Notre Dame theologian Yury Avvakumov, second from right, was recently selected as one of six Henry Luce III Fellows in Theology
Yury P. Avvakumov, an assistant professor in Notre Dame’s Department of Theology, was recently selected as one of six Henry Luce III Fellows in Theology for his work on the relationship between the Latin West and Byzantine East during the 12th century.
The Luce Fellows program, established with the support of the Association of Theological Schools in the United States and Canada (ATS) and The Henry Luce Foundation, annually funds a small number of promising theological pursuits. The fellows whose projects are chosen devote a year to research and then present their findings at the annual Luce Fellows Conference. Established in 1993, the Luce Fellows Program has awarded just 136 fellowships in its 20-year existence.
“The good news from the Luce Foundation came as an enormous and, of course, very joyful surprise,” says Avvakumov. “I did not expect to win because I realized how tough the competition was.”
Investigating the Origins of Division
Avvakumov’s winning proposal, “Latin West and Byzantine East in the 12th Century: Christians, Churches, and Theologies between 1054 and 1204,” analyzes the relationship between the two regions during a period of ecclesiastical upheaval.
“I seek to identify the major events of church history, the personalities, and the ecclesiastical-political and theological issues that determined East-West relations in that period,” he says. “The 12th century should be seen as a period of ambiguity, as a unique and fascinating time of contingencies and possibilities still open for positive developments—even if most of them were unhappily lost in the early 13th century.”
As a Byzantine Rite Catholic, the topic holds special meaning for Avvakumov. “The Christians of today live in a world divided into denominations,” he says. “We have made ourselves at home in this world; we have become accustomed to thinking ‘denominationally.’”

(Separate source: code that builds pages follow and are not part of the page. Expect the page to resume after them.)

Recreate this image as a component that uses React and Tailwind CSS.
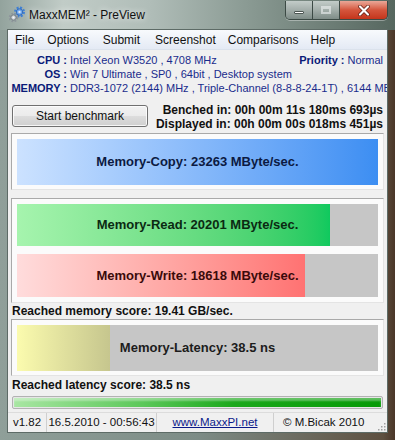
function GearIcon() {
  return (
    <svg width="18" height="17" viewBox="0 0 18 17">
      <circle cx="11.5" cy="6" r="4.2" fill="none" stroke="#3d7fd6" strokeWidth="2.6" strokeDasharray="1.9 1.4" />
      <circle cx="11.5" cy="6" r="3.2" fill="#6ea6ea" stroke="#2a5fae" strokeWidth="0.8" />
      <circle cx="11.5" cy="6" r="1.2" fill="#dde9f8" />
      <circle cx="5.5" cy="11.5" r="3.6" fill="none" stroke="#8e969c" strokeWidth="2.4" strokeDasharray="1.6 1.3" />
      <circle cx="5.5" cy="11.5" r="2.6" fill="#c9cfd3" stroke="#6d757b" strokeWidth="0.8" />
      <circle cx="5.5" cy="11.5" r="1" fill="#f4f6f7" />
    </svg>
  );
}

function CaptionButtons() {
  return (
    <div className="ml-auto mr-[7px] mt-px flex h-[19px] rounded-b-[5px] border border-t-0 border-[#3c4a45] overflow-hidden shadow-[0_1px_0_rgba(255,255,255,0.35)]">
      <div className="w-[27px] flex items-center justify-center border-r border-[#3c4a45] bg-gradient-to-b from-[#c3ccc9] via-[#a3aeaa] to-[#7f8d88]">
        <div className="w-[10px] h-[3px] mt-[5px] bg-white border border-[#4c5652] rounded-[1px]" />
      </div>
      <div className="w-[27px] flex items-center justify-center border-r border-[#3c4a45] bg-gradient-to-b from-[#c3ccc9] via-[#a3aeaa] to-[#7f8d88]">
        <div className="w-[10px] h-[8px] border-2 border-t-[3px] border-[#eef2f1] opacity-60" />
      </div>
      <div className="w-[47px] flex items-center justify-center bg-gradient-to-b from-[#e9a798] via-[#d4553c] to-[#c4341a]">
        <svg width="12" height="11" viewBox="0 0 12 11">
          <path d="M2 1.5 L10 9.5 M10 1.5 L2 9.5" stroke="#5a1a10" strokeWidth="3.6" strokeLinecap="round" />
          <path d="M2 1.5 L10 9.5 M10 1.5 L2 9.5" stroke="#ffffff" strokeWidth="2.2" strokeLinecap="round" />
        </svg>
      </div>
    </div>
  );
}

function Bar({ label, fill, fillClass, textClass, height }) {
  return (
    <div className={`grid ${height}`}>
      <div className="col-start-1 row-start-1 flex bg-[#c6c6c6]">
        <div className={`h-full ${fillClass}`} style={{ width: fill }} />
      </div>
      <div className={`col-start-1 row-start-1 flex items-center justify-center font-bold text-[13px] ${textClass}`}>
        {label}
      </div>
    </div>
  );
}

export default function App() {
  return (
    <div className="w-[395px] h-[440px] flex flex-col overflow-hidden font-['Liberation_Sans',Arial,sans-serif] bg-[linear-gradient(90deg,#8f9f99_0%,#7d8c86_50%,#5e5040_97%,#4a3628_100%)]">
      {/* title bar */}
      <div className="h-[30px] flex items-start shrink-0 bg-[linear-gradient(90deg,#93a39d_0%,#c1ccc7_16%,#b0bdb8_38%,#8b9b94_62%,#56675f_100%)]">
        <div className="ml-[8px] mt-[6px]">
          <GearIcon />
        </div>
        <div className="ml-[3px] mt-[7px] leading-[16px] text-[12px] text-[#111] [text-shadow:0_0_6px_rgba(255,255,255,0.95)]">
          MaxxMEM² - PreView
        </div>
        <CaptionButtons />
      </div>

      {/* client */}
      <div className="mx-[8px] flex flex-col bg-[#f0f0f0] h-[402px] shrink-0 shadow-[0_0_0_1px_#5d6b66]">
        {/* menu */}
        <div className="h-[20px] flex items-center text-[12px] text-[#111] bg-gradient-to-b from-[#f8fafd] to-[#e4eaf4] border-b border-[#dbe2ec]">
          <span className="ml-[7px]">File</span>
          <span className="ml-[13px]">Options</span>
          <span className="ml-[14px]">Submit</span>
          <span className="ml-[15px]">Screenshot</span>
          <span className="ml-[12px]">Comparisons</span>
          <span className="ml-[12px]">Help</span>
        </div>

        {/* system info */}
        <div className="pt-[3px] text-[11px] leading-[14px] text-[#1a2c8c]">
          <div className="h-[14px] flex whitespace-nowrap">
            <span className="w-[59px] text-right font-bold text-[#0a1a78]">CPU :</span>
            <span className="ml-[3px]">Intel Xeon W3520 , 4708 MHz</span>
            <span className="ml-auto mr-[4px]">
              <span className="font-bold text-[#0a1a78]">Priority : </span>Normal
            </span>
          </div>
          <div className="h-[14px] flex whitespace-nowrap">
            <span className="w-[59px] text-right font-bold text-[#0a1a78]">OS :</span>
            <span className="ml-[3px]">Win 7 Ultimate , SP0 , 64bit , Desktop system</span>
          </div>
          <div className="h-[14px] flex whitespace-nowrap overflow-hidden">
            <span className="w-[59px] shrink-0 text-right font-bold text-[#0a1a78]">MEMORY :</span>
            <span className="ml-[3px]">DDR3-1072 (2144) MHz , Triple-Channel (8-8-8-24-1T) , 6144 MByte</span>
          </div>
        </div>

        {/* benchmark row */}
        <div className="mt-[8px] h-[28px] flex items-start">
          <button className="ml-[4px] mt-[2px] w-[136px] h-[22px] rounded-[3px] border border-[#707070] text-[12px] text-[#111] bg-[linear-gradient(180deg,#f2f2f2_0%,#ebebeb_50%,#dddddd_51%,#cfcfcf_100%)] shadow-[inset_0_0_0_1px_rgba(255,255,255,0.8)]">
            Start benchmark
          </button>
          <div className="ml-auto mr-[4px] text-right font-bold text-[12px] leading-[14px] text-[#111]">
            <div>Benched in: 00h 00m 11s 180ms 693µs</div>
            <div>Displayed in: 00h 00m 00s 018ms 451µs</div>
          </div>
        </div>

        {/* memory copy */}
        <div className="mt-[2px] ml-[3px] w-[373px] border border-[#a9a9a9] border-r-[#e4e4e4] border-b-[#e4e4e4] bg-[#fbfbfb] px-[5px] pt-[5px] pb-[4px]">
          <Bar
            label="Memory-Copy: 23263 MByte/sec."
            fill="100%"
            height="h-[46px]"
            fillClass="bg-gradient-to-r from-[#cce2ff] to-[#3c8ef2]"
            textClass="text-[#0c1a42]"
          />
        </div>

        {/* memory read/write */}
        <div className="mt-[8px] ml-[3px] w-[373px] border border-[#a9a9a9] border-r-[#e4e4e4] border-b-[#e4e4e4] bg-[#fbfbfb] px-[5px] py-[5px] flex flex-col gap-[8px]">
          <Bar
            label="Memory-Read: 20201 MByte/sec."
            fill="313px"
            height="h-[42px]"
            fillClass="bg-gradient-to-r from-[#a6f4ae] to-[#0fc95e]"
            textClass="text-[#0b2a12]"
          />
          <Bar
            label="Memory-Write: 18618 MByte/sec."
            fill="288px"
            height="h-[43px]"
            fillClass="bg-gradient-to-r from-[#ffdcdc] to-[#ff7272]"
            textClass="text-[#3a0a0a]"
          />
        </div>

        <div className="h-[16px] leading-[16px] pl-[4px] font-bold text-[12px] text-[#111]">
          Reached memory score: 19.41 GB/sec.
        </div>

        {/* latency */}
        <div className="ml-[3px] w-[373px] border border-[#a9a9a9] border-r-[#e4e4e4] border-b-[#e4e4e4] bg-[#fbfbfb] px-[5px] pt-[5px] pb-[4px]">
          <Bar
            label="Memory-Latency: 38.5 ns"
            fill="93px"
            height="h-[46px]"
            fillClass="bg-gradient-to-r from-[#fbfbae] to-[#c6c68e]"
            textClass="text-[#1c1c1c]"
          />
        </div>

        <div className="h-[18px] leading-[18px] pl-[4px] font-bold text-[12px] text-[#111]">
          Reached latency score: 38.5 ns
        </div>

        {/* progress */}
        <div className="mt-[2px] ml-[4px] w-[371px] h-[13px] rounded-[2px] border border-[#b2b2b2] bg-[#e6e6e6] p-px">
          <div className="h-full w-full bg-[linear-gradient(90deg,#a8e6a2_0%,#5cc85a_35%,#1aa81a_60%,#069a06_100%)] shadow-[inset_0_3px_2px_rgba(255,255,255,0.35)]" />
        </div>

        {/* status bar */}
        <div className="mt-[3px] h-[20px] flex items-center text-[11.5px] text-[#111] border-t border-[#dcdcdc] whitespace-nowrap">
          <div className="w-[39px] h-full flex items-center justify-center border-r border-[#cfcfcf]">v1.82</div>
          <div className="w-[110px] h-full flex items-center justify-center border-r border-[#cfcfcf]">16.5.2010 - 00:56:43</div>
          <div className="w-[117px] h-full flex items-center justify-center border-r border-[#cfcfcf]">
            <span className="underline text-[#0a1a8a]">www.MaxxPI.net</span>
          </div>
          <div className="flex-1 h-full flex items-center">
            <span className="ml-[9px]">© M.Bicak 2010</span>
            <svg className="ml-auto mr-px self-end mb-px" width="10" height="10" viewBox="0 0 10 10">
              <g fill="#a0a0a0">
                <rect x="8" y="2" width="1.5" height="1.5" />
                <rect x="5" y="5" width="1.5" height="1.5" />
                <rect x="8" y="5" width="1.5" height="1.5" />
                <rect x="2" y="8" width="1.5" height="1.5" />
                <rect x="5" y="8" width="1.5" height="1.5" />
                <rect x="8" y="8" width="1.5" height="1.5" />
              </g>
            </svg>
          </div>
        </div>
      </div>
    </div>
  );
}
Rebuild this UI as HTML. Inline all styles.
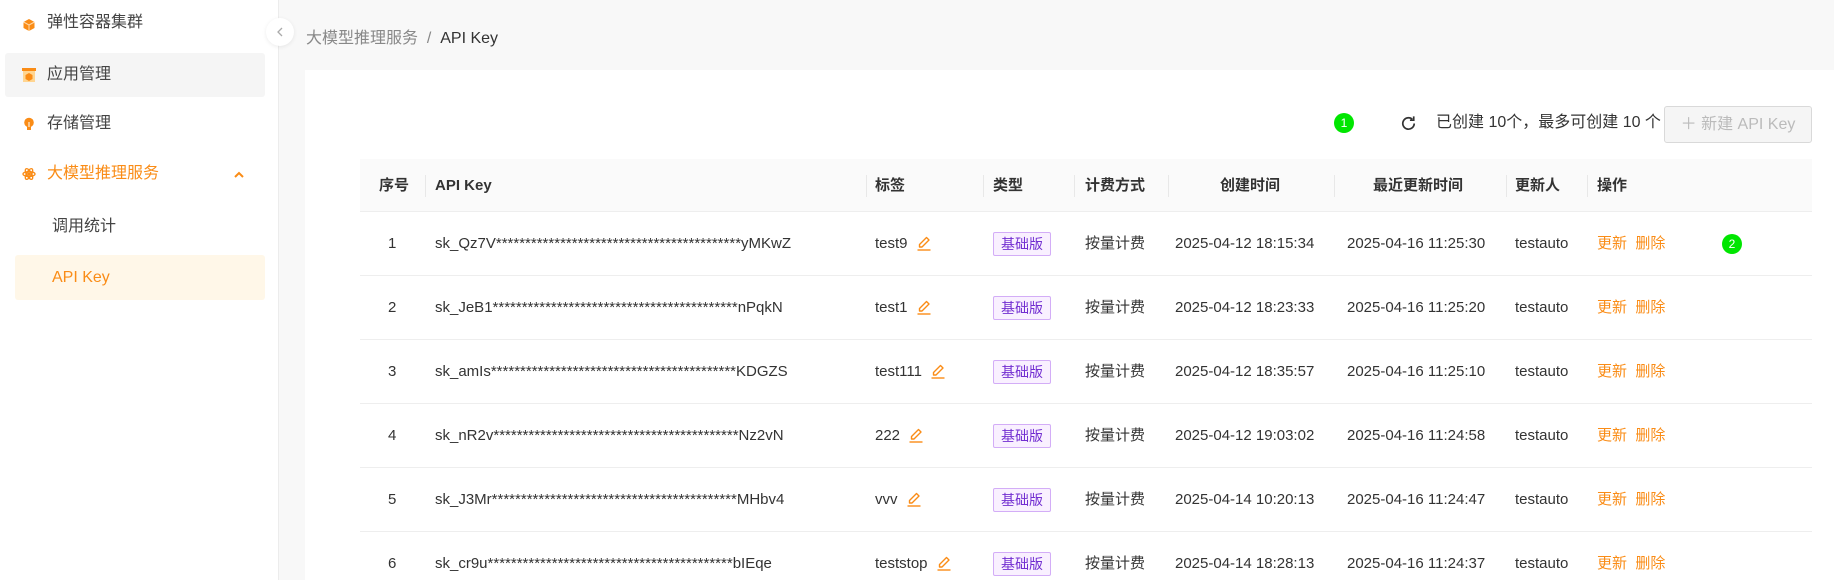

As a result, he says, many Western Christians tend to ignore their Eastern counterparts, while Eastern Christians attempt to demonize Roman Catholics. “The attitudes here and there might be different; however, the lack of real knowledge and understanding is what unites both opposite extremes.”
Bridging East and West
Avvakumov has lived and learned in both extremes. He received his first doctorate in Orthodox theology from St. Petersburg Orthodox Theological School and the second, in Catholic theology, from Ludwig Maximilian University in Munich.
He then taught at the Ukrainian Catholic University in Lviv, which is the only Catholic university in the former Soviet Union. Prior to coming to Notre Dame, Avvakumov also held numerous academic, administrative, and pastoral positions in Russia, Germany, and the Ukraine.
An accomplished linguist, Avvakumov has published five books in three languages—German, Italian, and Ukrainian. His research interests include medieval Church history, ecclesiology, and sacramental theology, as well as the history of Russian and Ukrainian religious thought in the 19th and 20th centuries and the history of the Eastern Catholic Churches from medieval times to present day.
Seeking a Better Understanding
Avvakumov hopes that his Luce Fellows project shows an acknowledgement of the gap in understanding between Eastern and Western Christian traditions.
“I think the fact that a project about East-West relations has been selected among the winning projects may be seen as a positive sign of interest towards this important area of research.”